Using the data below, gather each line that includes the word "this".

> [COLLECTED DATA]
>> Begin

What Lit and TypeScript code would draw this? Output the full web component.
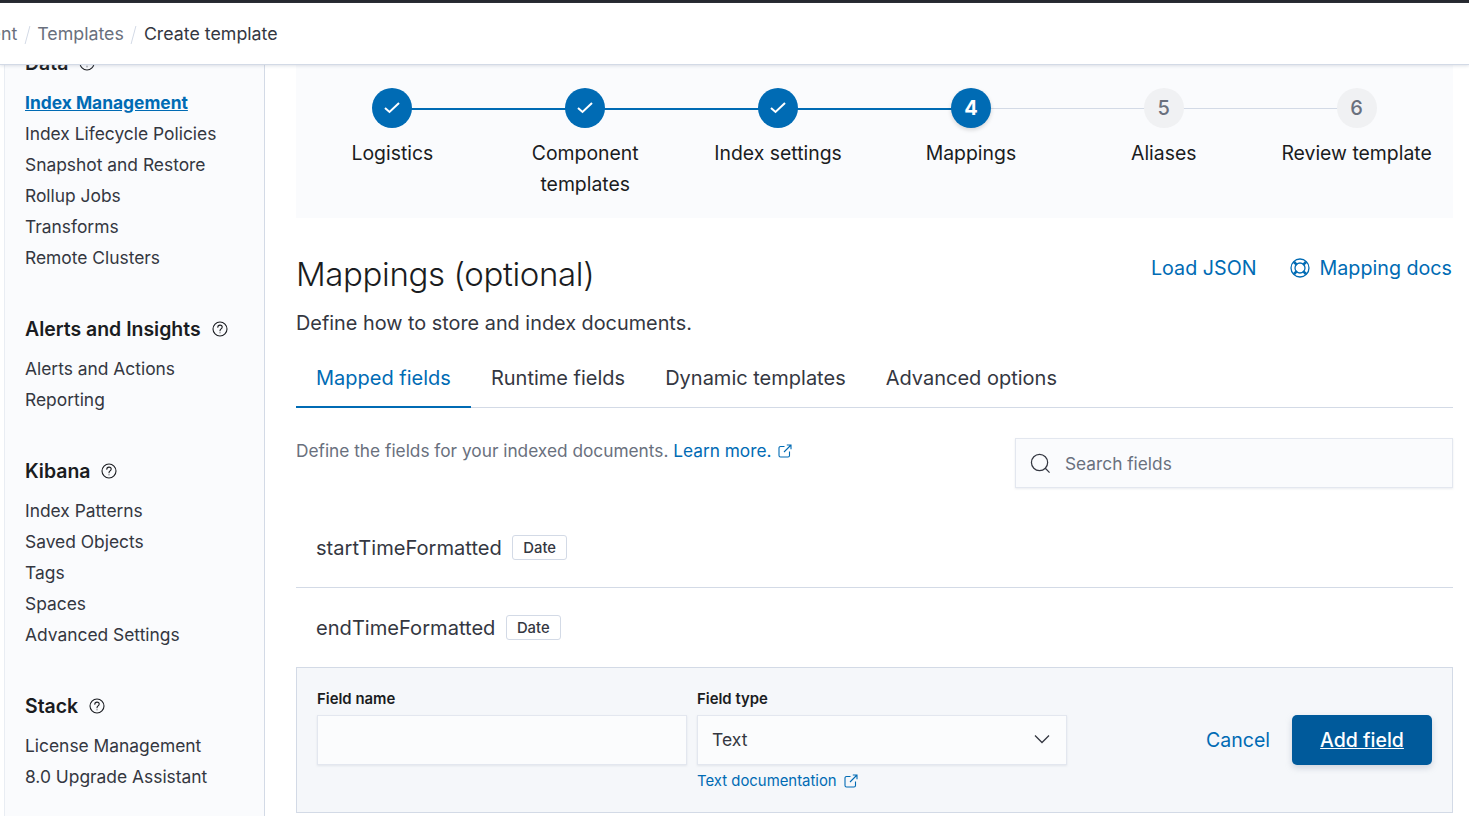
import { LitElement, css, html, svg } from 'lit';
import { customElement } from 'lit/decorators.js';

const helpIcon = (size = 16) => html`
  <svg class="help" width=${size} height=${size} viewBox="0 0 16 16" fill="none" stroke="#1a1c21" stroke-width="1.1">
    <circle cx="8" cy="8" r="7"></circle>
    <path d="M5.8 6.2c0-1.3 1-2.1 2.2-2.1s2.2.8 2.2 2c0 1.9-2.2 1.7-2.2 3.6" stroke-linecap="round"></path>
    <circle cx="8" cy="11.7" r=".5" fill="#1a1c21" stroke="none"></circle>
  </svg>`;

const popout = html`
  <svg class="popout" width="14" height="14" viewBox="0 0 14 14" fill="none" stroke="#006bb4" stroke-width="1.1">
    <path d="M11.5 7.5v4a1.5 1.5 0 0 1-1.5 1.5H2.500A1.500 1.500 0 0 1 1 11.500V4A1.500 1.500 0 0 1 2.500 2.500h4"></path>
    <path d="M6 8l7-7M8.800 1H13v4.200"></path>
  </svg>`;

const check = svg`<path d="M1 6l4.500 4L15 1" fill="none" stroke="#fff" stroke-width="2"></path>`;

const sidebar = [
  { title: 'Alerts and Insights', items: ['Alerts and Actions', 'Reporting'] },
  { title: 'Kibana', items: ['Index Patterns', 'Saved Objects', 'Tags', 'Spaces', 'Advanced Settings'] },
  { title: 'Stack', items: ['License Management', '8.0 Upgrade Assistant'] },
];

const steps = [
  { label: 'Logistics', state: 'done' },
  { label: 'Component templates', state: 'done' },
  { label: 'Index settings', state: 'done' },
  { label: 'Mappings', state: 'current', n: 4 },
  { label: 'Aliases', state: 'todo', n: 5 },
  { label: 'Review template', state: 'todo', n: 6 },
];

@customElement('app-root')
export class AppRoot extends LitElement {
  static styles = css`
    :host {
      display: block;
      height: 816px;
      overflow: hidden;
      font-family: Inter, 'Noto Sans', sans-serif;
      font-size: 18px;
      color: #343741;
      background: #fff;
    }
    a { color: #006bb4; text-decoration: none; }
    .top { height: 3px; background: #25282f; }
    header {
      position: relative;
      z-index: 2;
      height: 62px;
      background: #fff;
      border-bottom: 1px solid #d3dae6;
      box-sizing: border-box;
      box-shadow: 0 1px 3px rgba(152, 162, 179, 0.3);
      display: flex;
      align-items: center;
      overflow: hidden;
      white-space: nowrap;
      font-size: 17.800px;
      color: #69707d;
    }
    header .first { margin-left: -25px; }
    header .sep {
      width: 1px;
      height: 18px;
      margin: 3px 9.500px 0;
      background: #d3dae6;
      transform: skewX(-15deg);
    }
    header span { position: relative; top: -0.500px; }
    header .cur { color: #343741; }

    .body { display: flex; height: 751px; }
    .gutter { width: 5px; flex: none; border-right: 1px solid #e9edf3; box-sizing: border-box; }

    nav {
      width: 260px;
      flex: none;
      box-sizing: border-box;
      background: #fafbfd;
      border-right: 1px solid #d3dae6;
      padding-left: 20px;
      overflow: hidden;
      font-size: 17.400px;
    }
    nav .scroll { margin-top: -14px; }
    nav h3 {
      display: flex;
      align-items: center;
      gap: 11px;
      margin: 0 0 11.500px;
      height: 24px;
      font-size: 19.450px;
      font-weight: 600;
      color: #1a1c21;
    }
    nav ul { list-style: none; margin: 0 0 44.500px; padding: 0; }
    nav li { height: 31px; line-height: 31px; color: #343741; white-space: nowrap; }
    nav li.active { color: #006bb4; font-weight: 700; text-decoration: underline; }

    main { flex: 1; min-width: 0; padding: 0 16px 0 31px; overflow: hidden; }

    .steps {
      display: grid;
      grid-template-columns: repeat(6, 1fr);
      background: #fafbfd;
      height: 153px;
      padding-top: 23px;
      box-sizing: border-box;
    }
    .step {
      position: relative;
      display: flex;
      flex-direction: column;
      align-items: center;
      text-align: center;
      line-height: 31px;
      color: #1a1c21;
      font-size: 19.400px;
    }
    .step::before {
      content: '';
      position: absolute;
      top: 20px;
      left: 50%;
      width: 100%;
      height: 1px;
      background: #d3dae6;
    }
    .step.done::before { background: #006bb4; height: 2px; }
    .step:last-child::before { display: none; }
    .dot {
      position: relative;
      width: 40px;
      height: 40px;
      border-radius: 50%;
      margin-bottom: 10px;
      display: flex;
      align-items: center;
      justify-content: center;
      font-size: 20px;
      background: #f0f1f3;
      color: #69707d;
      font-weight: 500;
    }
    .done .dot, .current .dot { background: #006bb4; color: #fff; font-weight: 700; }
    .current .dot { box-shadow: 0 2px 4px rgba(0, 0, 0, 0.15); }
    .step .label { max-width: 170px; }

    .head { display: flex; justify-content: space-between; margin-top: 32px; height: 48px; }
    h1 {
      margin: 0;
      font-size: 33px;
      line-height: 48px;
      font-weight: 300;
      letter-spacing: -0.370px;
      color: #1a1c21;
    }
    .links { display: flex; gap: 33px; font-size: 19.700px; height: 36px; align-items: center; margin-right: 1px; }
    .links a { display: flex; align-items: center; gap: 10px; }
    .desc { margin: 9px 0 0; font-size: 19.850px; line-height: 32px; color: #343741; }

    .tabs {
      display: flex;
      height: 55px;
      margin-top: 14px;
      box-sizing: border-box;
      border-bottom: 1px solid #d3dae6;
      font-size: 20px;
    }
    .tab {
      padding: 0 20px;
      line-height: 50px;
      margin-bottom: -1px;
      height: 55px;
      box-sizing: border-box;
      color: #343741;
      white-space: nowrap;
    }
    .tab.on { color: #006bb4; border-bottom: 2px solid #006bb4; }

    .intro { display: flex; justify-content: space-between; margin-top: 30px; height: 50px; }
    .intro p { margin: 0; font-size: 17.270px; line-height: 26px; color: #69707d; white-space: nowrap; }
    .intro p a { display: inline-flex; align-items: center; gap: 7px; }
    .search {
      width: 438px;
      height: 50px;
      box-sizing: border-box;
      background: #fafbfd;
      border: 1px solid #e3e7ef;
      box-shadow: 0 1px 2px rgba(152, 162, 179, 0.2);
      display: flex;
      align-items: center;
      gap: 14px;
      padding-left: 14px;
      font-size: 17.300px;
      color: #69707d;
    }

    .field {
      display: flex;
      align-items: center;
      gap: 10.500px;
      height: 80px;
      padding-left: 20px;
      box-sizing: border-box;
      font-size: 20.100px;
      color: #343741;
      white-space: nowrap;
    }
    .field + .field { border-top: 1px solid #d3dae6; }
    .badge {
      font-size: 14.800px;
      font-weight: 500;
      height: 25px;
      line-height: 24px;
      padding: 0 10px;
      box-sizing: border-box;
      border: 1px solid #d3dae6;
      border-radius: 3px;
      background: #fff;
    }
    .fields { margin-top: 20px; }
    .fields .field:first-child { height: 79px; }

    .form {
      display: flex;
      height: 146px;
      box-sizing: border-box;
      border: 1px solid #d3dae6;
      background: #f5f7fa;
      padding: 20px 20px 0;
      gap: 10px;
    }
    .col { width: 370px; flex: none; }
    .col label {
      display: block;
      height: 27px;
      line-height: 22px;
      font-size: 14.900px;
      font-weight: 600;
      color: #1a1c21;
    }
    .box {
      height: 50px;
      box-sizing: border-box;
      background: #fbfcfd;
      border: 1px solid #e3e7ef;
      box-shadow: 0 1px 2px rgba(152, 162, 179, 0.2);
      display: flex;
      align-items: center;
      justify-content: space-between;
      padding: 0 16px 2px 14px;
      font-size: 17.500px;
    }
    .help-link {
      display: flex;
      align-items: center;
      gap: 7px;
      margin-top: 6px;
      font-size: 14.900px;
      line-height: 20px;
    }
    .actions {
      flex: 1;
      display: flex;
      justify-content: flex-end;
      gap: 22px;
      align-items: center;
      height: 50px;
      margin-top: 27px;
      font-size: 19.500px;
    }
    .btn {
      width: 140px;
      height: 50px;
      border-radius: 5px;
      background: #005a9b;
      color: #fff;
      font-weight: 500;
      text-decoration: underline;
      display: flex;
      align-items: center;
      justify-content: center;
      box-shadow: 0 3px 6px rgba(152, 162, 179, 0.4);
    }
  `;

  private renderStep(s: any) {
    return html`
      <div class="step ${s.state}">
        <div class="dot">
          ${s.state === 'done'
            ? html`<svg width="16" height="12" viewBox="0 0 16 12">${check}</svg>`
            : s.n}
        </div>
        <div class="label">${s.label}</div>
      </div>
    `;
  }

  render() {
    return html`
      <div class="top"></div>
      <header>
        <span class="first">ment</span><span class="sep"></span>
        <span>Templates</span><span class="sep"></span>
        <span class="cur">Create template</span>
      </header>
      <div class="body">
        <div class="gutter"></div>
        <nav>
          <div class="scroll">
            <h3>Data ${helpIcon()}</h3>
            <ul>
              <li class="active">Index Management</li>
              <li>Index Lifecycle Policies</li>
              <li>Snapshot and Restore</li>
              <li>Rollup Jobs</li>
              <li>Transforms</li>
              <li>Remote Clusters</li>
            </ul>
            ${sidebar.map(
              (g) => html`
                <h3>${g.title} ${helpIcon()}</h3>
                <ul>${g.items.map((i) => html`<li>${i}</li>`)}</ul>
              `
            )}
          </div>
        </nav>
        <main>
          <div class="steps">${steps.map((s) => this.renderStep(s))}</div>
          <div class="head">
            <h1>Mappings (optional)</h1>
            <div class="links">
              <a>Load JSON</a>
              <a>
                <svg width="20" height="20" viewBox="0 0 20 20" fill="none" stroke="#006bb4" stroke-width="1.300">
                  <circle cx="10" cy="10" r="9"></circle>
                  <circle cx="10" cy="10" r="5"></circle>
                  <path d="M3.200 4.300l3.300 2.900M4.300 3.200l2.900 3.300M16.800 4.300l-3.300 2.900M15.700 3.200l-2.900 3.300M3.200 15.700l3.300-2.900M4.300 16.800l2.900-3.300M16.800 15.700l-3.300-2.900M15.700 16.800l-2.900-3.300"></path>
                </svg>
                Mapping docs
              </a>
            </div>
          </div>
          <p class="desc">Define how to store and index documents.</p>
          <div class="tabs">
            <div class="tab on">Mapped fields</div>
            <div class="tab">Runtime fields</div>
            <div class="tab">Dynamic templates</div>
            <div class="tab">Advanced options</div>
          </div>
          <div class="intro">
            <p>Define the fields for your indexed documents. <a>Learn more. ${popout}</a></p>
            <div class="search">
              <svg width="21" height="21" viewBox="0 0 22 22" fill="none" stroke="#343741" stroke-width="1.300">
                <circle cx="10" cy="10" r="8.500"></circle>
                <path d="M16 16l4.500 4.500"></path>
              </svg>
              Search fields
            </div>
          </div>
          <div class="fields">
            <div class="field">startTimeFormatted <span class="badge">Date</span></div>
            <div class="field">endTimeFormatted <span class="badge">Date</span></div>
          </div>
          <div class="form">
            <div class="col">
              <label>Field name</label>
              <div class="box"></div>
            </div>
            <div class="col">
              <label>Field type</label>
              <div class="box">
                Text
                <svg width="16" height="10" viewBox="0 0 16 10" fill="none" stroke="#343741" stroke-width="1.300">
                  <path d="M1 1.500l7 7 7-7"></path>
                </svg>
              </div>
              <a class="help-link">Text documentation ${popout}</a>
            </div>
            <div class="actions">
              <a>Cancel</a>
              <a class="btn">Add field</a>
            </div>
          </div>
        </main>
      </div>
    `;
  }
}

>> End

> [TASK RESPONSE]
What Lit and TypeScript code would draw this? Output the full web component.
          <div class="steps">${steps.map((s) => this.renderStep(s))}</div>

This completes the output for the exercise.